The narrative portion of John’s Gospel begins by referring yet a third time to the message of John the Baptist (cf. vv. 6–8, 15–16). The difference between this section and the references in the prologue is that attention now focuses on a particular testimony of John the Baptist given on a particular occasion when the Jewish authorities, later designated more precisely as Pharisees (v. 24), sent a delegation of priests and Levites from Jerusalem to question him. This occasion stretches out to at least a week. By the use of the phrase, the next day (vv. 29, 35, 43), and “on the third day” (2:1), the writer presents a six-day sequence followed by an indefinite “few days” (2:12). The purpose is to highlight a memorable period at the beginning of Jesus’ ministry. Day One consists of John the Baptist’s negative testimony: He tells what he himself is not (vv. 19–28). Day Two consists of John’s positive testimony: He proclaims Jesus and tells the people who Jesus is (vv. 29–34). The rest of the week consists of stories of how people came to faith, directly or indirectly as a result of John’s testimony (1:35–2:11). C. H. Dodd has noticed how 1:6–8 serves as an appropriate outline for what follows: John was not the light (1:19–28) but came to testify about the light (1:29–34), so that through him everyone might believe (1:35–37; cf. 10:42). (Historical Tradition in the Fourth Gospel [Cambridge: Cambridge University Press, 1963], pp. 248–49.)

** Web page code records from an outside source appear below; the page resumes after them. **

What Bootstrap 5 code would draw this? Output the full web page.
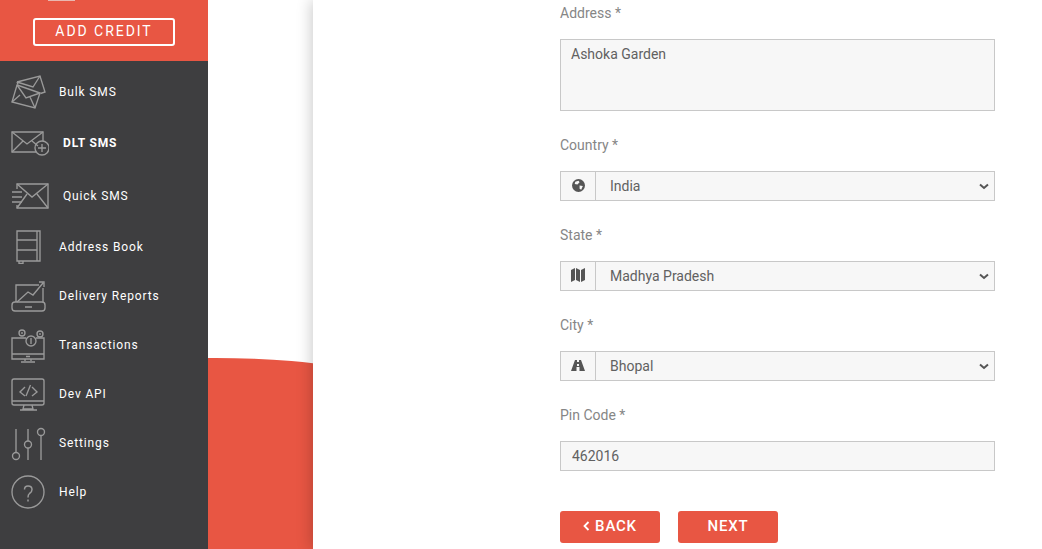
<!DOCTYPE html>
<html lang="en">
<head>
<meta charset="utf-8">
<title>Profile</title>
<link href="https://cdn.jsdelivr.net/npm/bootstrap@5.3.0/dist/css/bootstrap.min.css" rel="stylesheet">
<style>
html,body{height:549px;overflow:hidden;}
body{font-family:Roboto,"Liberation Sans",sans-serif;background:#fff;color:#616161;}
.shell{height:549px;}
.side{width:208px;flex:none;background:#3e3e40;height:549px;}
.side-top{height:61px;background:#e85643;padding-top:18px;position:relative;}
.side-top::before{content:"";position:absolute;left:48px;top:0;width:27px;height:1px;background:#e9b7b0;}
.credit{display:block;width:142px;height:28px;margin-left:33px;border:2px solid #fff;border-radius:3px;color:#fff;font-size:14px;letter-spacing:1.95px;line-height:23px;text-align:center;text-decoration:none;font-weight:400;}
.menu-row{position:relative;display:flex;align-items:center;color:#fff;font-size:12px;letter-spacing:.86px;text-decoration:none;}
.menu-row svg{position:absolute;left:11px;fill:none;stroke:#9a9a9a;stroke-width:1.35;}
.menu-row span{margin-left:59px;}
.menu-row.shift span{margin-left:63px;}
.r1{height:61px;}
.r2{height:41px;}
.r3{height:63px;padding-top:3px;}
.r4{height:42px;}
.r5{height:56px;}
.r6{height:42px;}
.r7{height:56px;}
.r8{height:42px;}
.r9{height:56px;}
.gutter{width:105px;flex:none;height:549px;position:relative;overflow:hidden;background:#fff;}
.gutter::after{content:"";position:absolute;left:-193px;top:358px;width:400px;height:300px;background:#e85643;border-radius:50%/40px;}
.panel{flex:1;height:549px;background:#fff;box-shadow:-2px 0 14px rgba(0,0,0,.2);position:relative;z-index:1;padding-left:247px;overflow:hidden;}
.form-wrap{width:435px;}
.lbl{display:block;font-size:14px;color:#868686;line-height:20px;margin:0;}
.fld{background-color:#f7f7f7;border:1px solid #c8c8c8;border-radius:0;color:#616161;font-size:14px;height:30px;padding:0 10px;line-height:28px;box-shadow:none;}
.fld-area{height:72px;padding:4px 10px;resize:none;line-height:20px;margin-top:16px;}
.grp{margin-top:16px;height:30px;flex-wrap:nowrap;}
.grp-ico{width:36px;height:30px;padding:0 0 2px;justify-content:center;background:#f7f7f7;border:1px solid #c8c8c8;border-radius:0;}
.fld-sel{padding:0 30px 0 14px;background-image:url("data:image/svg+xml,%3csvg xmlns='http://www.w3.org/2000/svg' viewBox='0 0 10 7'%3e%3cpath fill='none' stroke='%23555' stroke-width='2' d='M1 1.500L5 5L9 1.500'/%3e%3c/svg%3e");background-position:right 5px center;background-size:10px 7px;border-radius:0 !important;margin-left:-1px !important;}
.gap-a{margin-top:24px;}
.pin-fld{margin-top:16px;padding-left:11px;}
.act{width:100px;height:32px;padding:0 0 2px;background:#e85643;border:0;border-radius:3px;color:#fff;font-size:15px;font-weight:500;letter-spacing:.8px;display:flex;align-items:center;justify-content:center;}
.act:hover{background:#e85643;color:#fff;}
.act svg{margin-right:5px;fill:none;stroke:#fff;stroke-width:1.8;}
.act-row{margin-top:40px;gap:18px;}
.sp-first{margin-top:3px;}
</style>
</head>
<body>
<div class="shell d-flex">
  <aside class="side">
    <div class="side-top"><a class="credit" href="#">ADD CREDIT</a></div>
    <nav class="d-flex flex-column">
      <a class="menu-row r1" href="#"><svg width="36" height="36" viewBox="0 0 36 36"><path d="M6 8L29 2L34 18L29.500 19.500"/><path d="M6 8L7 10.500M6 8L22 13L29 2"/><path d="M6 11L29 19L24 34L1 28Z"/><path d="M6 11L15 24L29 19M1 28L9 21M24 34L19 23"/></svg><span>Bulk SMS</span></a>
      <a class="menu-row shift fw-bold r2" href="#"><svg width="38" height="27" viewBox="0 0 38 27"><path d="M25 23H1V3H32V12"/><path d="M1 3L16 15L32 3M1 23L12 12M21 12L27 17"/><circle cx="31" cy="19" r="7"/><path d="M31 15V23M27 19H35"/></svg><span>DLT SMS</span></a>
      <a class="menu-row shift r3" href="#"><svg width="38" height="26" viewBox="0 0 38 26"><path d="M6 6V1H37V25H6V22"/><path d="M6 1L21 14L37 1M6 25L16 11M37 25L26 11"/><path d="M1 9H11M1 14H11M1 19H11"/></svg><span>Quick SMS</span></a>
      <a class="menu-row r4" href="#"><svg width="30" height="34" viewBox="0 0 30 34"><path d="M6 1H29V31H6Z"/><path d="M26 1V31M6 10H26M6 20H26M8 31V33.500H12V31"/></svg><span>Address Book</span></a>
      <a class="menu-row r5" href="#"><svg width="36" height="32" viewBox="0 0 36 32"><path d="M5 22V5H28M32 8V22"/><path d="M1 25Q1 22 4 22H31Q34 22 34 25V28Q34 31 31 31H4Q1 31 1 28ZM14 27H21"/><path d="M6 22L17 12L22 15L32 3M28 2H33V7"/></svg><span>Delivery Reports</span></a>
      <a class="menu-row r6" href="#"><svg width="36" height="36" viewBox="0 0 36 36"><path d="M15 11H1V32H33V11H25M1 27H33M14 32V34M20 32V34M10 35H24M15 29.500H19"/><circle cx="20" cy="14" r="5"/><circle cx="11" cy="6" r="3"/><circle cx="29" cy="7" r="3"/><path d="M20 11V17M11 5V7M29 6V8"/></svg><span>Transactions</span></a>
      <a class="menu-row r7" href="#"><svg width="34" height="33" viewBox="0 0 34 33"><path d="M3 1H31Q33 1 33 3V25Q33 27 31 27H3Q1 27 1 25V3Q1 1 3 1ZM1 23H33"/><path d="M13 27L12 31H22L21 27M9 32H26"/><path d="M14 9L9 14L14 18M21 9L26 14L21 18M19.500 7L15 18"/></svg><span>Dev API</span></a>
      <a class="menu-row r8" href="#"><svg width="36" height="35" viewBox="0 0 36 35"><path d="M5 3V26M17 3V15M17 22V34M30 10V34"/><circle cx="5" cy="30" r="3.500"/><circle cx="17" cy="18.500" r="3.500"/><circle cx="30" cy="6" r="3.500"/></svg><span>Settings</span></a>
      <a class="menu-row r9" href="#"><svg width="34" height="34" viewBox="0 0 34 34"><circle cx="17" cy="17" r="16"/><path d="M13.500 14.500Q13.500 11 17 11Q21 11 21 14.500Q21 17 18.500 18.500Q17 19.500 17 22.500M17 24.500V26.500" stroke-width="1.500"/></svg><span>Help</span></a>
    </nav>
  </aside>
  <div class="gutter"></div>
  <main class="panel">
    <form class="form-wrap sp-first">
      <label class="lbl" for="addr">Address *</label>
      <textarea class="form-control fld fld-area" id="addr">Ashoka Garden</textarea>

      <label class="lbl gap-a" for="cty">Country *</label>
      <div class="input-group grp">
        <span class="input-group-text grp-ico"><svg width="13" height="13" viewBox="0 0 12 12"><circle cx="6" cy="6" r="6" fill="#555"/><path d="M3 2.500L6 1.500L7 3L5 5L2.500 4.500ZM7 6L10 6.500L8.500 10L7 9Z" fill="#f7f7f7"/></svg></span>
        <select class="form-select fld fld-sel" id="cty"><option>India</option></select>
      </div>

      <label class="lbl gap-a" for="sta">State *</label>
      <div class="input-group grp">
        <span class="input-group-text grp-ico"><svg width="14" height="14" viewBox="0 0 14 14"><path d="M0 2L4 0V12L0 14ZM5 0L9 2V14L5 12ZM10 2L14 0V12L10 14Z" fill="#555"/></svg></span>
        <select class="form-select fld fld-sel" id="sta"><option>Madhya Pradesh</option></select>
      </div>

      <label class="lbl gap-a" for="cit">City *</label>
      <div class="input-group grp">
        <span class="input-group-text grp-ico"><svg width="14" height="11" viewBox="0 0 14 11"><path d="M4 0H6V2H8V0H10L14 11H8.500V7H5.500V11H0ZM6 4V6H8V4Z" fill="#555"/></svg></span>
        <select class="form-select fld fld-sel" id="cit"><option>Bhopal</option></select>
      </div>

      <label class="lbl gap-a" for="pin">Pin Code *</label>
      <input class="form-control fld pin-fld" id="pin" value="462016">

      <div class="d-flex act-row">
        <button type="button" class="btn act"><svg width="7" height="10" viewBox="0 0 7 10"><path d="M5.500 1L1.500 5L5.500 9"/></svg>BACK</button>
        <button type="button" class="btn act">NEXT</button>
      </div>
    </form>
  </main>
</div>
<script src="https://cdn.jsdelivr.net/npm/bootstrap@5.3.0/dist/js/bootstrap.bundle.min.js"></script>
</body>
</html>
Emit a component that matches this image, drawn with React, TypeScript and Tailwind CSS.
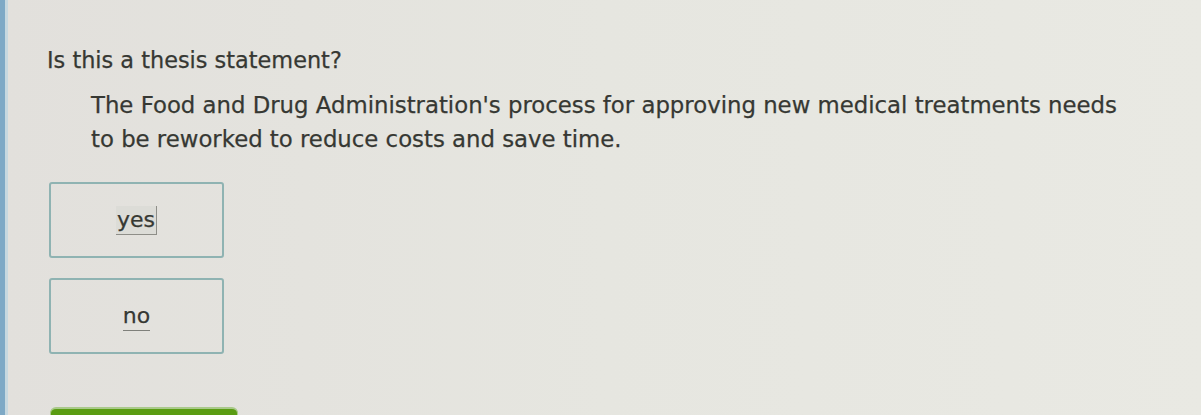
import React from "react";

export default function App() {
  return (
    <div
      className="w-[1201px] h-[415px] overflow-hidden flex bg-gradient-to-r from-[#e2e0dc] via-[#e6e6e0] to-[#e9e9e3]"
      style={{ fontFamily: '"DejaVu Sans", Verdana, sans-serif' }}
    >
      <div className="w-[5px] h-full bg-[#7ea9c6]" />
      <div className="w-[3px] h-full bg-[#c6d8e0]" />
      <div className="flex-1 flex flex-col pl-[39px] pt-[46px] text-[#363833] [-webkit-text-stroke:0.25px_#363833]">
        <div className="text-[22.4px] leading-[28px]">Is this a thesis statement?</div>
        <div className="ml-[44px] mt-[14px] text-[22.8px] leading-[34px] w-[1045px]">
          The Food and Drug Administration's process for approving new medical treatments needs to be reworked to reduce costs and save time.
        </div>
        <div className="mt-[26px] ml-[2px] flex flex-col gap-[20px]">
          <div className="w-[175px] h-[76px] border-2 border-[#8fb3b2] rounded-[3px] flex items-center justify-center">
            <span className="text-[22px] leading-[28px] pl-[1px] pr-[1px] border-b border-r border-[#8e8e88] bg-[#dcdcd7]">yes</span>
          </div>
          <div className="w-[175px] h-[76px] border-2 border-[#8fb3b2] rounded-[3px] flex items-center justify-center">
            <span className="text-[22px] leading-[28px] border-b border-[#7f807b]">no</span>
          </div>
        </div>
        <div className="mt-[53px] ml-[3px] w-[188px] h-[20px] bg-[#5a9c12] rounded-t-[6px] border-t-2 border-x border-[#a9c98a]" />
      </div>
    </div>
  );
}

The questioning of John the Baptist on the first day recalls the popular response to his ministry according to Luke’s Gospel: “The people were waiting expectantly and were all wondering in their hearts if John might possibly be the Christ” (Luke 3:15). The difference in John’s Gospel is a tone of implied hostility, rather than hopefulness. Both Luke and John presuppose considerable prior activity by John the Baptist. He must have attracted considerable attention in order to prompt such questions as Who are you? Are you Elijah? Are you the Prophet? It appears that the reader is being introduced to him rather well along in his ministry, perhaps even toward its end. According to the book of Acts, it is “as John was completing his work, he said: ‘Who do you think I am? I am not that one. No, but he is coming after me’ ” (Acts 13:25).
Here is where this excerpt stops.